PacBio full-length variant sequencing to link barcodes

PacBio_amplicon.gb: Genbank file having features to parse with alignparse. Has H5 HA marked as gene (the gene of interest) and barcode site annotated.

PacBio_feature_parse_specs.yaml: How to parse the PacBio amplicon using alignparse.

PacBio_runs.csv: List of PacBio CCS FASTQs used to link barcodes to variants. It must have the following columns:

  • library: name of the library
  • run: name of the sequencing run, must be unique
  • fastq: FASTQ file from running CCS

Site numbering

site_numbering_map.csv: Maps sequential 1, 2, ... numbering of the gene to a "reference" (WU-1) numbering scheme that represents the standard naming of sites for spike. Also assigns each site to a regions of spike. Has columns sequential_site, reference_site, and region, in this case sequential_site and reference_site are identical.

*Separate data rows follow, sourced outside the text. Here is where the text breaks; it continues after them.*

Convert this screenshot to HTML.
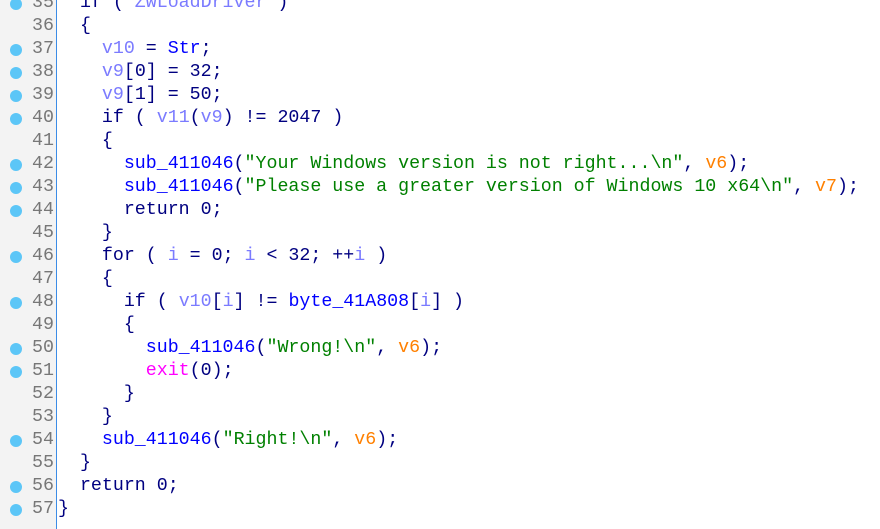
<!DOCTYPE html>
<html><head><style>
body{margin:0;width:880px;height:529px;overflow:hidden;background:#fff;font-family:"Liberation Mono",monospace;font-size:18.3px;}
#g{position:absolute;left:0;top:0;width:56px;height:529px;background:#f3f3f3;border-right:1px solid #3c8ce6;}
.l{position:absolute;left:0;height:23px;line-height:23px;white-space:pre;width:880px}
.n{position:absolute;left:0;width:54px;text-align:right;color:#777}
.d{position:absolute;left:10px;top:6px;width:12px;height:12px;border-radius:50%;background:#5cc6f7}
.c{position:absolute;left:58px;color:#000080}
.v{color:#7b7bff}.f{color:#0000ff}.s{color:#008000}.o{color:#ff8000}.m{color:#ff00ff}
</style></head><body>
<div id="g"></div>
<div class="l" style="top:-8px"><span class="d"></span><span class="n">35</span><span class="c">  if ( <span class="v">ZwLoadDriver</span> )</span></div>
<div class="l" style="top:15px"><span class="n">36</span><span class="c">  {</span></div>
<div class="l" style="top:38px"><span class="d"></span><span class="n">37</span><span class="c">    <span class="v">v10</span> = <span class="f">Str</span>;</span></div>
<div class="l" style="top:61px"><span class="d"></span><span class="n">38</span><span class="c">    <span class="v">v9</span>[0] = 32;</span></div>
<div class="l" style="top:84px"><span class="d"></span><span class="n">39</span><span class="c">    <span class="v">v9</span>[1] = 50;</span></div>
<div class="l" style="top:107px"><span class="d"></span><span class="n">40</span><span class="c">    if ( <span class="v">v11</span>(<span class="v">v9</span>) != 2047 )</span></div>
<div class="l" style="top:130px"><span class="n">41</span><span class="c">    {</span></div>
<div class="l" style="top:153px"><span class="d"></span><span class="n">42</span><span class="c">      <span class="f">sub_411046</span>(<span class="s">"Your Windows version is not right...\n"</span>, <span class="o">v6</span>);</span></div>
<div class="l" style="top:176px"><span class="d"></span><span class="n">43</span><span class="c">      <span class="f">sub_411046</span>(<span class="s">"Please use a greater version of Windows 10 x64\n"</span>, <span class="o">v7</span>);</span></div>
<div class="l" style="top:199px"><span class="d"></span><span class="n">44</span><span class="c">      return 0;</span></div>
<div class="l" style="top:222px"><span class="n">45</span><span class="c">    }</span></div>
<div class="l" style="top:245px"><span class="d"></span><span class="n">46</span><span class="c">    for ( <span class="v">i</span> = 0; <span class="v">i</span> &lt; 32; ++<span class="v">i</span> )</span></div>
<div class="l" style="top:268px"><span class="n">47</span><span class="c">    {</span></div>
<div class="l" style="top:291px"><span class="d"></span><span class="n">48</span><span class="c">      if ( <span class="v">v10</span>[<span class="v">i</span>] != <span class="f">byte_41A808</span>[<span class="v">i</span>] )</span></div>
<div class="l" style="top:314px"><span class="n">49</span><span class="c">      {</span></div>
<div class="l" style="top:337px"><span class="d"></span><span class="n">50</span><span class="c">        <span class="f">sub_411046</span>(<span class="s">"Wrong!\n"</span>, <span class="o">v6</span>);</span></div>
<div class="l" style="top:360px"><span class="d"></span><span class="n">51</span><span class="c">        <span class="m">exit</span>(0);</span></div>
<div class="l" style="top:383px"><span class="n">52</span><span class="c">      }</span></div>
<div class="l" style="top:406px"><span class="n">53</span><span class="c">    }</span></div>
<div class="l" style="top:429px"><span class="d"></span><span class="n">54</span><span class="c">    <span class="f">sub_411046</span>(<span class="s">"Right!\n"</span>, <span class="o">v6</span>);</span></div>
<div class="l" style="top:452px"><span class="n">55</span><span class="c">  }</span></div>
<div class="l" style="top:475px"><span class="d"></span><span class="n">56</span><span class="c">  return 0;</span></div>
<div class="l" style="top:498px"><span class="d"></span><span class="n">57</span><span class="c">}</span></div>
</body></html>
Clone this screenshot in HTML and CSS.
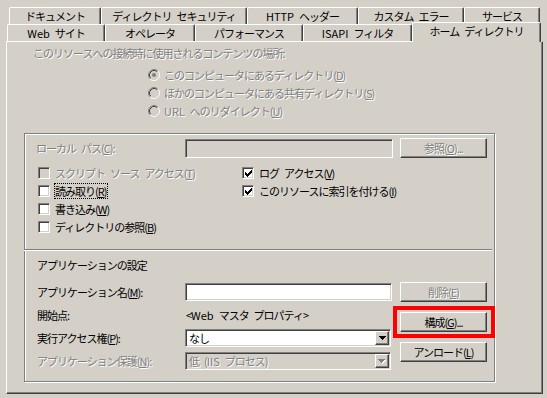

Mutation-type classification

data/mutation_design_classification.csv classifies mutations into the different categories of designed mutations. Has columns sequential_site, amino_acid, and mutation_type.

Neutralization standard barcodes

neutralization_standard_barcodes.csv barcodes for the neutralization standards. Has columns barcode and name, giving the barcode and name of this neutralization standard set.

Barcode runs

barcode_runs.csv contains all samples and paths to sequencing files. It has the following format:

  • sample: sample name
  • library: name of library
  • date: date of sequencing
  • fastq_R1: path to one more FASTQ R1 sequencing files, multiple files should be semicolon-delimited

Configuration for analyzing functional effects of mutations

func_effects_config.yml has the configuration for analyzing functional effects of mutations. The format is explained within the file.

Configuration for analyzing antibody escape

antibody_escape_config.yml has the configuration for analyzing effects of mutations on escape from antibodies or sera. This same configuration can also be used to analyze escape from soluble receptor that inhibits entry to estimate how mutations affect receptor affinity. The configuration for such receptor-inhibition experiments are also specified in this configuration as conceptually the experiments and analysis are basically the same, with just how the results are plotted and described different. The format is explained within the file.

Configuration for summaries across assays

summary_config.yml has the configuration for making summaries across assays.